Right. In a matter of weeks I’ll be 60, which is more surreal than getting into the Hall of Fame. And one thing I’ve learned is that life is not really linear at all. When you’re a young man you think that life is like, “OK, I’ve climbed this mountain. Let’s get ready to climb another one.” Life isn’t like that. Life, I’ve found, is a set of concentric circles. You sort of jump from one to the other, but in the end you come around to the same things, the same emotions, the same people. And the Cure is no different, which is probably why it’s gone on for so long.

How were the 2011 reunion shows you played with the Cure for you on an emotional level? I’m sure being back on that stage after all those years was intense.
That was actually part of the impetus for me to write my book. It was such an amazing, emotional thing. It was a transcendent journey, really. The first show at the Sydney Opera House was really like an out-of-body experience for me. It was beautiful. I can’t get any more hippie-fied than that, which would shock my punk-rock self. But then again, I think the punks are just hippies in different clothes. It was wonderful and a good point in life to sit and do that sort of stuff and reacquaint ourselves with each other. Maybe we’ll do something like that again in the future.

At the very least, hopefully, at the Hall of Fame.

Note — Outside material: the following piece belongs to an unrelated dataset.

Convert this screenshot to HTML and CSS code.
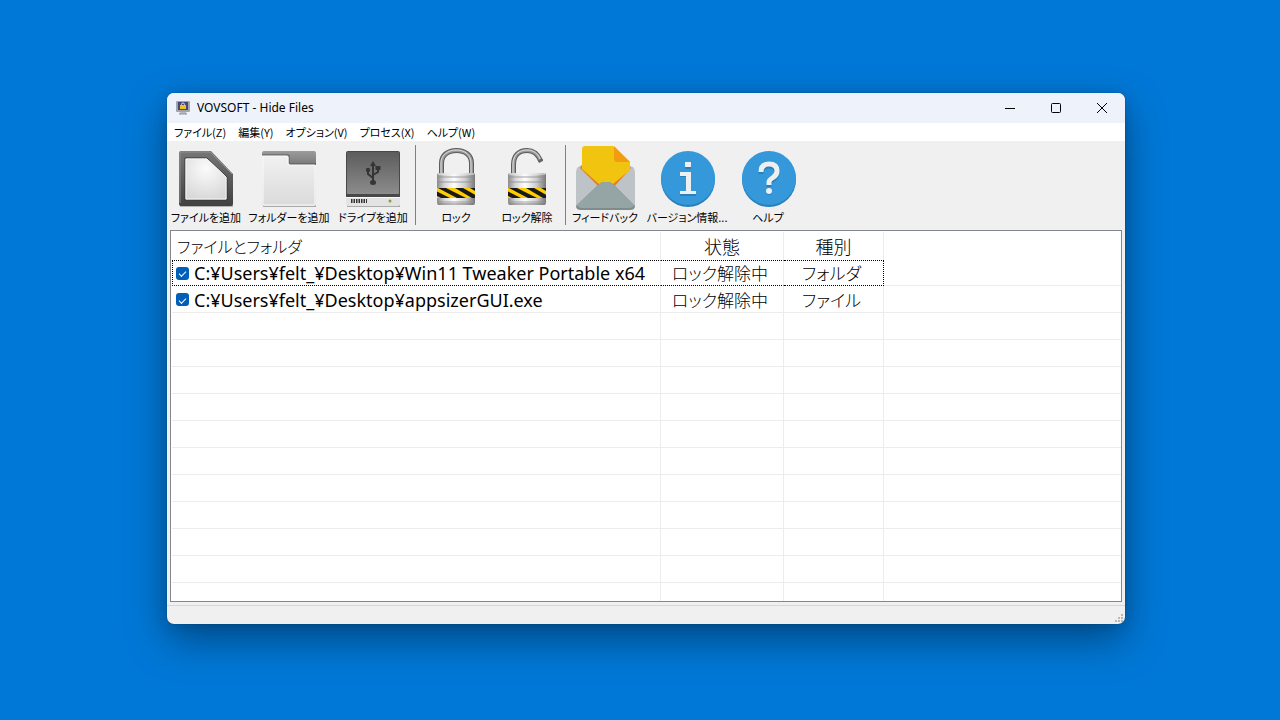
FILE: index.html
```html
<!DOCTYPE html>
<html lang="ja">
<head>
<meta charset="utf-8">
<title>VOVSOFT - Hide Files</title>
<link rel="stylesheet" href="styles.css">
</head>
<body>
<main class="window">
  <header class="titlebar">
    <svg class="app-icon" viewBox="0 0 14 14" aria-hidden="true">
      <rect x="0" y="0" width="14" height="11" rx="1" fill="#a3a5ab"/>
      <rect x="2" y="1" width="10" height="8" fill="#45467c"/>
      <path d="M5.500 5V3.500a1.500 1.500 0 0 1 3 0V5" fill="none" stroke="#d9d9de"/>
      <rect x="4" y="4" width="6" height="4" fill="#f0c21c"/>
      <path d="M4 11h6l1 2H3z" fill="#b9bac0"/>
      <path d="M3 13h8" stroke="#8f9096"/>
    </svg>
    <h1 class="title">VOVSOFT - Hide Files</h1>
    <div class="controls">
      <button class="control" aria-label="最小化"><svg viewBox="0 0 12 12"><path d="M1 6.500h10"/></svg></button>
      <button class="control" aria-label="最大化"><svg viewBox="0 0 12 12"><rect x="1.500" y="1.500" width="9" height="9" rx="1"/></svg></button>
      <button class="control" aria-label="閉じる"><svg viewBox="0 0 12 12"><path d="M1 1l10 10M11 1L1 11"/></svg></button>
    </div>
  </header>

  <nav class="menubar">
    <button class="menu">ファイル(Z)</button>
    <button class="menu">編集(Y)</button>
    <button class="menu">オプション(V)</button>
    <button class="menu">プロセス(X)</button>
    <button class="menu">ヘルプ(W)</button>
  </nav>

  <div class="toolbar">
    <button class="tool tool-file">
      <svg viewBox="0 0 64 64" aria-hidden="true">
        <defs>
          <linearGradient id="dark" x1="0" y1="0" x2="0" y2="1"><stop offset="0" stop-color="#777"/><stop offset="1" stop-color="#414141"/></linearGradient>
          <radialGradient id="paper" cx=".5" cy=".25" r=".8"><stop offset="0" stop-color="#fbfbfb"/><stop offset="1" stop-color="#d6d6d6"/></radialGradient>
        </defs>
        <path d="M6 60h53" stroke="#b5b5b5" stroke-width="2"/>
        <path d="M7 5h30l22 23v30q0 2-2 2H7q-2 0-2-2V7q0-2 2-2z" fill="url(#dark)"/>
        <path d="M6 57V7l1-1h29l22 22" fill="none" stroke="#909090"/>
        <path d="M11 12h22l20 19v23H11z" fill="url(#paper)" stroke="#363636"/>
        <path d="M12 53V13h21l19 18v22z" fill="none" stroke="#f5f5f5"/>
      </svg>
      <span>ファイルを追加</span>
    </button>
    <button class="tool tool-folder">
      <svg viewBox="0 0 64 64" aria-hidden="true">
        <defs>
          <linearGradient id="tab" x1="0" y1="0" x2="0" y2="1"><stop offset="0" stop-color="#9b9b9b"/><stop offset="1" stop-color="#696969"/></linearGradient>
          <linearGradient id="front" x1="0" y1="0" x2="0" y2="1"><stop offset="0" stop-color="#f1f1f1"/><stop offset="1" stop-color="#dadada"/></linearGradient>
        </defs>
        <path d="M6 60h53" stroke="#aaa" stroke-width="2"/>
        <path d="M7 5h50q2 0 2 2v18H5V7q0-2 2-2z" fill="url(#tab)"/>
        <path d="M5 10h25q2 0 2 2v5q0 2 2 2h25v39q0 2-2 2H7q-2 0-2-2z" fill="url(#front)"/>
        <path d="M5 9h26q1 0 1 1v7q0 1 1 1h26" fill="none" stroke="#575757"/>
        <path d="M5 10h25q1 0 1 1v7q0 1 1 1h26v39q0 1-1 1H7q-1 0-1-1V10" fill="none" stroke="#fafafa"/>
      </svg>
      <span>フォルダーを追加</span>
    </button>
    <button class="tool tool-drive">
      <svg viewBox="0 0 64 64" aria-hidden="true">
        <defs>
          <linearGradient id="drive" x1="0" y1="0" x2="0" y2="1"><stop offset="0" stop-color="#5c5c5c"/><stop offset="1" stop-color="#8c8c8c"/></linearGradient>
        </defs>
        <path d="M6 60h53" stroke="#aaa" stroke-width="2"/>
        <rect x="5" y="5" width="54" height="50" rx="2" fill="#484848"/>
        <rect x="6" y="6" width="52" height="42" rx="1" fill="url(#drive)"/>
        <path d="M5 51h54v7q0 2-2 2H7q-2 0-2-2z" fill="#e3e3e3"/>
        <path d="M5 51.500h54" stroke="#fafafa"/>
        <path d="M10 55h16" stroke="#333" stroke-width="4" stroke-dasharray="1.500 1"/>
        <circle cx="49" cy="55" r="1.500" fill="#80a336"/>
        <g fill="none" stroke="#353535" stroke-width="2"><path d="M32 18v18M32 32l-5-4v-5M32 29l5-3v-4"/></g>
        <path d="M32 15l3 5h-6zM34.500 20h5v4h-5z" fill="#353535"/><circle cx="27" cy="24" r="2.200" fill="#353535"/><ellipse cx="32" cy="36.500" rx="3" ry="2.500" fill="#353535"/>
      </svg>
      <span>ドライブを追加</span>
    </button>
    <span class="separator"></span>
    <button class="tool tool-lock">
      <svg viewBox="0 0 64 64" aria-hidden="true">
        <defs>
          <linearGradient id="steel" x1="0" y1="0" x2="1" y2="0"><stop offset="0" stop-color="#8c8c8c"/><stop offset=".2" stop-color="#d7d7d7"/><stop offset=".45" stop-color="#fff"/><stop offset=".75" stop-color="#ccc"/><stop offset="1" stop-color="#777"/></linearGradient>
          <clipPath id="band"><rect x="13" y="42" width="38" height="10"/></clipPath>
        </defs>
        <path d="M17.500 28V17.500C17.500 9 24 4.500 32.500 4.500S47.500 9 47.500 17.500V28" fill="none" stroke="#5c5c5c" stroke-width="5"/>
        <path d="M17.500 28V17.500C17.500 9 24 4.500 32.500 4.500S47.500 9 47.500 17.500V28" fill="none" stroke="#999" stroke-width="3"/>
        <path d="M17 28V17C17 9 24 4 32.500 4S47 9 47 17V28" fill="none" stroke="#ddd"/>
        <rect x="13" y="27" width="38" height="32" rx="2" fill="url(#steel)"/>
        <path d="M14 31h36M14 36h36M14 56h36" stroke="#8d8d8d" opacity=".4" stroke-width="2"/>
        <path d="M14 28h36" stroke="#eee"/><path d="M14 58h36" stroke="#777"/>
        <rect x="13" y="42" width="38" height="10" fill="#fc0"/>
        <path clip-path="url(#band)" d="M-3 42h9l20 10h-9zM14 42h8l20 10h-9zM31 42h8l18 10h-9zM46 42h5v3z" fill="#191919"/>
      </svg>
      <span>ロック</span>
    </button>
    <button class="tool tool-unlock">
      <svg viewBox="0 0 64 64" aria-hidden="true">
        <path d="M18.500 28V19C18.500 9 24 4.500 32 4.500c7 0 11 4 13.500 10" fill="none" stroke="#5c5c5c" stroke-width="5"/>
        <path d="M18.500 28V19C18.500 9 24 4.500 32 4.500c7 0 11 4 13 9" fill="none" stroke="#999" stroke-width="3"/>
        <path d="M18 28V18C18 9 24 4 32 4c7 0 11 4 13 9" fill="none" stroke="#ddd"/>
        <path d="M43 15l5-2v2l-4 2z" fill="#666"/>
        <rect x="13" y="27" width="38" height="32" rx="2" fill="url(#steel)"/>
        <path d="M14 31h36M14 36h36M14 56h36" stroke="#8d8d8d" opacity=".4" stroke-width="2"/>
        <path d="M14 28h36" stroke="#eee"/><path d="M14 58h36" stroke="#777"/>
        <rect x="13" y="42" width="38" height="10" fill="#fc0"/>
        <path clip-path="url(#band)" d="M-3 42h9l20 10h-9zM14 42h8l20 10h-9zM31 42h8l18 10h-9zM46 42h5v3z" fill="#191919"/>
      </svg>
      <span>ロック解除</span>
    </button>
    <span class="separator"></span>
    <button class="tool tool-feedback">
      <svg viewBox="0 0 64 64" aria-hidden="true">
        <path d="M3 26q0-3 2-5l4-2h46l5 2q2 2 2 5v35H3z" fill="#bdc3c7"/>
        <path d="M7 22l20 20h13l18-20-3-3H9z" fill="#e67e22"/>
        <path d="M12 0h28l17 16v8L40 38H26L9 23V3q0-3 3-3z" fill="#f1c40f"/>
        <path d="M41 0l16 16H44q-3 0-3-3z" fill="#f39c12"/>
        <path d="M3 60l22-21q3-3 6-3h4q3 0 6 3l21 21q0 4-5 4H8q-5 0-5-4z" fill="#7f8c8d"/>
        <path d="M4 59l21-20q3-3 6-3h4q3 0 6 3l20 20q-1 3-5 3H9q-4 0-5-3z" fill="#95a5a6"/>
      </svg>
      <span>フィードバック</span>
    </button>
    <button class="tool tool-about">
      <svg viewBox="0 0 64 64" aria-hidden="true">
        <circle cx="33" cy="34" r="27" fill="#2980b9"/><circle cx="33" cy="32" r="27" fill="#3498db"/>
        <path transform="translate(0 1)" d="M30 16h6v6h-6zM25 26h11v19h5v4H25v-4h6V30h-6z" fill="#2980b9"/>
        <path d="M30 16h6v5h-6zM25 26h11v19h5v3H25v-3h6V30h-6z" fill="#ecf0f1"/>
      </svg>
      <span>バージョン情報...</span>
    </button>
    <button class="tool tool-help">
      <svg viewBox="0 0 64 64" aria-hidden="true">
        <circle cx="33" cy="34" r="27" fill="#2980b9"/><circle cx="33" cy="32" r="27" fill="#3498db"/>
        <g fill="none" stroke="#2980b9" stroke-width="5" transform="translate(0 1)"><path d="M25 27q0-8 8-8t8 7q0 4-4 6.500T33 37v3"/></g>
        <path d="M25 26q0-8 8-8t8 7q0 4-4 6.500T33 36v3" fill="none" stroke="#ecf0f1" stroke-width="5"/>
        <circle cx="33" cy="46" r="3" fill="#2980b9"/><circle cx="33" cy="45" r="3" fill="#ecf0f1"/>
      </svg>
      <span>ヘルプ</span>
    </button>
  </div>

  <section class="list">
    <table class="files">
      <colgroup><col class="col-path"><col class="col-state"><col class="col-kind"><col></colgroup>
      <thead><tr><th>ファイルとフォルダ</th><th>状態</th><th>種別</th><td></td></tr></thead>
      <tbody>
        <tr class="focused"><td><label><input type="checkbox" checked>C:¥Users¥felt_¥Desktop¥Win11 Tweaker Portable x64</label></td><td>ロック解除中</td><td>フォルダ</td><td></td></tr>
        <tr><td><label><input type="checkbox" checked>C:¥Users¥felt_¥Desktop¥appsizerGUI.exe</label></td><td>ロック解除中</td><td>ファイル</td><td></td></tr>
        <tr><td></td><td></td><td></td><td></td></tr>
        <tr><td></td><td></td><td></td><td></td></tr>
        <tr><td></td><td></td><td></td><td></td></tr>
        <tr><td></td><td></td><td></td><td></td></tr>
        <tr><td></td><td></td><td></td><td></td></tr>
        <tr><td></td><td></td><td></td><td></td></tr>
        <tr><td></td><td></td><td></td><td></td></tr>
        <tr><td></td><td></td><td></td><td></td></tr>
        <tr><td></td><td></td><td></td><td></td></tr>
        <tr><td></td><td></td><td></td><td></td></tr>
        <tr class="last"><td></td><td></td><td></td><td></td></tr>
      </tbody>
    </table>
  </section>

  <footer class="statusbar">
    <svg class="grip" viewBox="0 0 9 9" aria-hidden="true"><path d="M6 0h2v2H6zM3 3h2v2H3zM6 3h2v2H6zM0 6h2v2H0zM3 6h2v2H3zM6 6h2v2H6z"/></svg>
  </footer>
</main>
</body>
</html>
```
FILE: styles.css
```css
* { box-sizing: border-box; }

body {
  margin: 0;
  min-height: 100vh;
  display: flex;
  padding: 93px 155px 96px 167px;
  background: #0078d7;
  color: #000;
  font-family: "Noto Sans", "Noto Sans CJK JP", sans-serif;
  font-size: 12px;
}

button {
  margin: 0;
  padding: 0;
  border: 0;
  background: none;
  color: inherit;
  font: inherit;
}

.window {
  flex: 1;
  min-width: 0;
  display: flex;
  flex-direction: column;
  overflow: hidden;
  border-radius: 7px;
  background: #f0f0f0;
  box-shadow: 0 0 1px rgba(0, 0, 0, .6), 0 16px 40px rgba(0, 0, 0, .38), 0 2px 16px rgba(0, 0, 0, .1);
}

.titlebar {
  display: flex;
  align-items: center;
  height: 30px;
  padding-left: 9px;
  background: #eef3fb;
}

.app-icon { width: 14px; height: 14px; }

.title {
  flex: 1;
  margin: 0 0 0 7px;
  font-size: 12px;
  font-weight: 400;
  line-height: 16px;
}

.controls { display: flex; }

.control {
  display: grid;
  place-items: center;
  width: 46px;
  height: 30px;
}

.control svg {
  width: 12px;
  height: 12px;
  fill: none;
  stroke: #000;
}

.menubar {
  display: flex;
  gap: 12px;
  height: 18px;
  padding-left: 7px;
  background: #fff;
  font-family: "Noto Sans CJK JP", sans-serif;
  font-size: 11px;
  font-feature-settings: "palt";
  line-height: 18px;
  white-space: nowrap;
}

.toolbar {
  display: flex;
  height: 89px;
  padding-top: 4px;
  font-family: "Noto Sans CJK JP", sans-serif;
  font-size: 11px;
  font-feature-settings: "palt";
}

.tool {
  display: flex;
  flex-direction: column;
  align-items: center;
  flex: none;
  padding-top: 1px;
  line-height: 14px;
  white-space: nowrap;
}

.tool svg { width: 64px; height: 64px; }

.tool-file { width: 78px; }
.tool-folder { width: 88px; }
.tool-drive { width: 80px; }
.tool-lock { width: 70px; }
.tool-unlock { width: 72px; }
.tool-feedback { width: 68px; }
.tool-about { width: 96px; }
.tool-help { width: 66px; }

.separator {
  width: 1px;
  height: 80px;
  margin: 0 5px 0 2px;
  background: #808080;
}

.list {
  flex: 1;
  margin: 0 3px;
  padding: 1px 0 0 1px;
  border: 1px solid #828790;
  background: #fff;
}

.files {
  width: 100%;
  table-layout: fixed;
  border-collapse: separate;
  border-spacing: 0;
  font-family: "Noto Sans CJK JP", sans-serif;
  font-size: 17px;
  line-height: 24px;
  font-feature-settings: "palt";
  white-space: nowrap;
}

.col-path { width: 489px; }
.col-state { width: 123px; }
.col-kind { width: 100px; }

.files tr { height: 27px; }

.files th,
.files td {
  padding: 1px 0 0;
  border-right: 1px solid #ececec;
  border-bottom: 1px solid #ececec;
  font-weight: 300;
  text-align: center;
}

.files tr > :first-child { padding-left: 4px; text-align: left; }
.files tr > :last-child { border-right: 0; }
.files tbody td:nth-child(2),
.files tbody td:nth-child(3) { padding-right: 4px; }

.files thead tr { height: 28px; }
.files thead th,
.files thead td { padding: 0; border-bottom: 0; font-size: 18px; }

.files thead th:first-child { padding-left: 5px; font-size: 16px; }

.files .focused { height: 26px; }
.files .focused td { padding-top: 0; }
.files .focused td:not(:last-child) {
  border-top: 1px dotted #000;
  border-bottom: 1px dotted #000;
}
.files .focused td:first-child { border-left: 1px dotted #000; padding-left: 3px; }
.files .focused td:nth-child(3) { border-right: 1px dotted #000; }
.files .last { height: 18px; }
.files .last td { border-bottom: 0; }

.files label {
  display: flex;
  align-items: center;
  gap: 5px;
  font-family: "Noto Sans", sans-serif;
  font-size: 18px;
  font-weight: 400;
}

.files input {
  appearance: none;
  flex: none;
  width: 13px;
  height: 13px;
  margin: 0;
  display: grid;
  place-items: center;
  border-radius: 3px;
  background: #005fb8;
}

.files input::before {
  content: "";
  width: 6px;
  height: 3px;
  border-left: 1px solid #fff;
  border-bottom: 1px solid #fff;
  transform: rotate(-45deg);
}

.statusbar {
  display: flex;
  justify-content: flex-end;
  align-items: flex-end;
  height: 19px;
  margin-top: 3px;
  padding: 0 1px 1px 0;
  border-top: 1px solid #d7d7d7;
}

.grip { width: 9px; height: 9px; fill: #b8b8b8; }
```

Yeah. When I heard about this this morning, it was kind of like when we first started the Cure in that we would do things and stuff would happen. I wasn’t blasé about it and I never assumed things would happen. But people always ask me, “Did you ever think your band would be so big?” I didn’t really think it would be so big, but I didn’t not think it would be so big. It was just a natural part of life. It started to roll along and I thought, “OK, we do this and that and this will happen.” It’s kind of like this. I kind of assumed in my gut, which is the thing I trust most of all, I thought it would happen. And so at the moment, the jury is out about what might happen at the actual ceremony, but I’m looking for some surprises.